In Lebanon, a woman’s place is leading the revolution

In a political system where women are chronically underrepresented, women are making themselves heard in the streets, reports Richard Hall

Saturday 09 November 2019 19:28 GMT
A protester faces off with a police officer at a roadblock sit-in in Beirut
A protester faces off with a police officer at a roadblock sit-in in Beirut (Richard Hall/The Independent)

Anti-government protests that have swept across Lebanon over recent weeks have been notable for their lack of leaders, but they have not been without leadership.

On the front of marches and discussion groups, sit-ins and roadblocks, women have been a key driving force behind the movement. In a political system where women are chronically underrepresented, they are making themselves heard in the streets.

“Women have been such an important part of this revolution,” says Mariana Wehbe, a public relations consultant, who has been protesting every day. “We have been on the front lines, we have been empowering each other and we have kept the peace.”

On Wednesday evening, Wehbe organised a women’s candlelit vigil in the city’s main square, attended by thousands. It was a poignant moment, but the role of women in these protests has been more than symbolic; it has dramatically altered their character and direction.

One of the most enduring images of the protests was taken on the first night, during a scuffle between a cabinet minister’s bodyguards and protesters. As one of the guards brandished a gun, a woman named Malak Alaywe delivered a swift kick to his groin.

The image of a woman lashing out at this representation of the country’s corrupt and patriarchal political class instantly became a meme, stylised in an illustration, and appeared to quickly become a major catalyst in bringing more people out on to the streets.

But the biggest impact women have had on the protests is making them more peaceful.

The first two nights of demonstrations were marked by violent clashes between police and protesters that continued deep into the night. But on the third evening, a group of women decided to form a human shield to separate the two sides.

“The purpose was for women to take control of how the protests were evolving,” says Dayna Ash, an activist who was among those who stood in the way.

“They wanted a peaceful protest. So they took to the front lines to stop the violence,” she says.

They called it the women’s front line. The clashes stopped immediately, and the protests continued to swell over the coming days.

The reduction in violence that followed this direct action meant that more people felt comfortable enough to join the protests, which have been the largest in more than a decade.

“I’ve had women come up to me who thought they could never speak up. We have built this tribe of protection for them to share their ideas and talk,” says Wehbe.

A group of women resist police attempts to clear a sit-in that is blocking a road through Beirut during anti-government demonstrations (Richard Hall/The Independent) (Richard Hall / The Independent)

A week later, when police began forcefully removing roadblocks set up by protesters around Beirut, the same thing happened again. Groups of women took to placing themselves in the front line, and the police backed off.

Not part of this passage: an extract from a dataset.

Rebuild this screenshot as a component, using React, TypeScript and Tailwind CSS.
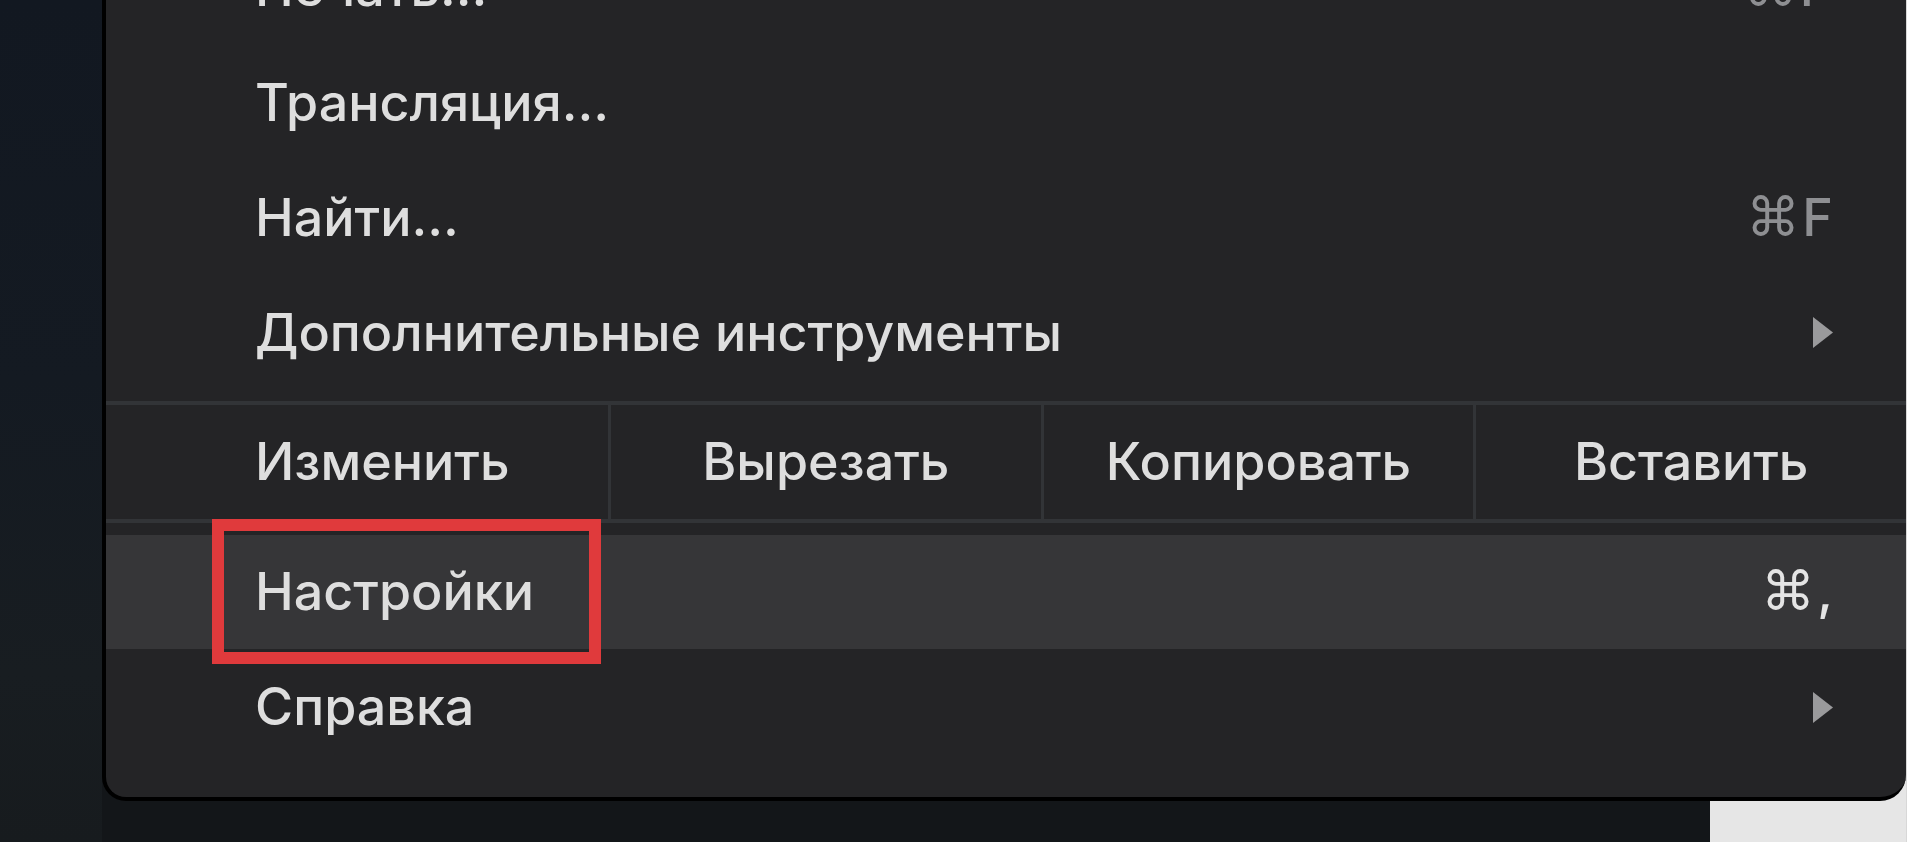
import React from 'react'

const font = "font-['Inter','DejaVu_Sans',sans-serif]"
const labelCls = 'text-[52px] leading-none font-medium text-[#dedede]'

interface RowProps {
    label: string;
    shortcut?: string;
    submenu?: boolean;
    active?: boolean;
    outlined?: boolean;
    height?: string;
}

const Arrow = () => (
    <svg width="20" height="31" viewBox="0 0 20 31" className="shrink-0">
        <path d="M0 0 L20 15.5 L0 31 Z" fill="#9a9a9c" />
    </svg>
)

const Shortcut = ({ keys, active }: { keys: string; active?: boolean }) => (
    <span className={`flex items-center gap-[2px] text-[52px] leading-none font-medium ${active ? 'text-[#e4e4e4]' : 'text-[#8e8f92]'}`}>
        <span className="font-['DejaVu_Sans',sans-serif] font-normal text-[54px]">⌘</span>
        <span>{keys}</span>
    </span>
)

const MenuRow = ({ label, shortcut, submenu, active, outlined, height = 'h-[115px]' }: RowProps) => (
    <div className={`relative flex items-center justify-between pl-[149px] pr-[73px] ${height} ${active ? 'bg-[#363638]' : ''}`}>
        <span className={labelCls}>{label}</span>
        {shortcut && <Shortcut keys={shortcut} active={active} />}
        {submenu && <Arrow />}
        {/* red annotation box */}
        {outlined && (
            <div className="absolute left-[106px] top-[-16px] w-[389px] h-[145px] border-[12px] border-[#e03a3c]" />
        )}
    </div>
)

const EditButton = ({ label }: { label: string }) => (
    <div className="flex-1 flex items-center justify-center border-l-[3px] border-[#323437]">
        <span className={labelCls}>{label}</span>
    </div>
)

export default function App() {
    return (
        <div className={`flex h-[842px] w-[1907px] overflow-hidden bg-[linear-gradient(to_right,#131619_1710px,#e6e6e6_1710px)] ${font}`}>
            <div className="w-[102px] shrink-0 bg-[linear-gradient(180deg,#121821,#141a22_45%,#181d21_80%,#171b1e)]" />

            <div className="flex-1 self-start -mt-[70px] flex flex-col bg-[#242426] border-l-4 border-b-4 border-black rounded-bl-[24px] rounded-br-[26px]">
                <MenuRow label="Печать…" shortcut="P" />
                <MenuRow label="Трансляция…" />
                <MenuRow label="Найти…" shortcut="F" />
                <MenuRow label="Дополнительные инструменты" submenu />
                <div className="h-[11px]" />
                <div className="h-[4px] bg-[#323437]" />

                <div className="flex h-[114px]">
                    <div className="w-[502px] flex items-center pl-[149px]">
                        <span className={labelCls}>Изменить</span>
                    </div>
                    <EditButton label="Вырезать" />
                    <EditButton label="Копировать" />
                    <EditButton label="Вставить" />
                </div>

                <div className="h-[4px] bg-[#323437]" />
                <div className="h-[12px]" />
                <MenuRow label="Настройки" shortcut="," active outlined height="h-[114px]" />
                <MenuRow label="Справка" submenu height="h-[116px]" />
                <div className="h-[32px]" />
            </div>

            <div className="w-[1px] shrink-0 bg-[#d8d8d8]" />
        </div>
    )
}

The demonstrations have been different to anything that has come before in Lebanon, in more ways than one. Rather than targeting the government or any one political leader, protesters called out the country’s corrupt political class in its entirety.

This energy has always been there, we just found a way to unleash it and show who we really are

Mariana Wehbe, protester

They were sparked by a raft of new taxes, but the roots of the movement go much deeper. The combination of an acute economic crisis and decades of rampant corruption has pushed the country to the edge.

Protesters have repeatedly characterised their demands as nothing more than a fulfilment of their basic rights as citizens. But for women in Lebanon, those rights are fewer still.

Despite some recent reforms, the country’s legal system is rife with laws that discriminate against women. Lebanese mothers cannot pass their citizenship on to their children. Issues such as divorce, property rights and child custody are decided by religious law, which is heavily discriminatory against women. Lebanese law also does not specifically criminalise marital rape and the country has one of the lowest maternity leave allowances in the world.

Lebanon has only six women lawmakers in its 128-seat parliament, and women are underrepresented in key areas of the workforce such as science, technology and engineering.

It is perhaps no surprise then that the country is ranked 140 out of 149 countries in the World Economic Forum’s 2018 Global Gender Gap report, which measures gender parity in the economy, education, health and politics.

Women’s rights in Lebanon has been treated much like every other pressing issue the country faces: piecemeal reforms have papered over the cracks temporarily without making any meaningful change.

Years of these unaddressed grievances have given women even more reason to come out on to the streets.

Thousands of women gather for a candlelit vigil in Martyrs’ Square, Beirut, on Wednesday (Joseph Kiwan)

“I believe women from all ages and backgrounds and classes have come to realise that they have such a large stake in everything that has been going on. They make up half the population and they are twice as oppressed,” says Ash.

Wehbe, who organised the vigil with her friend, Sarah Beydoun, says her 15-year-old daughter has been out protesting with her schoolmates too.

“My daughter will not grow up in the same Lebanon I grew up in. We grew up in fear. There is none of that now. If we have a problem we are going to scream about it. Now we have voices,” she says.

“This energy has always been there, we just found a way to unleash it and show who we really are.”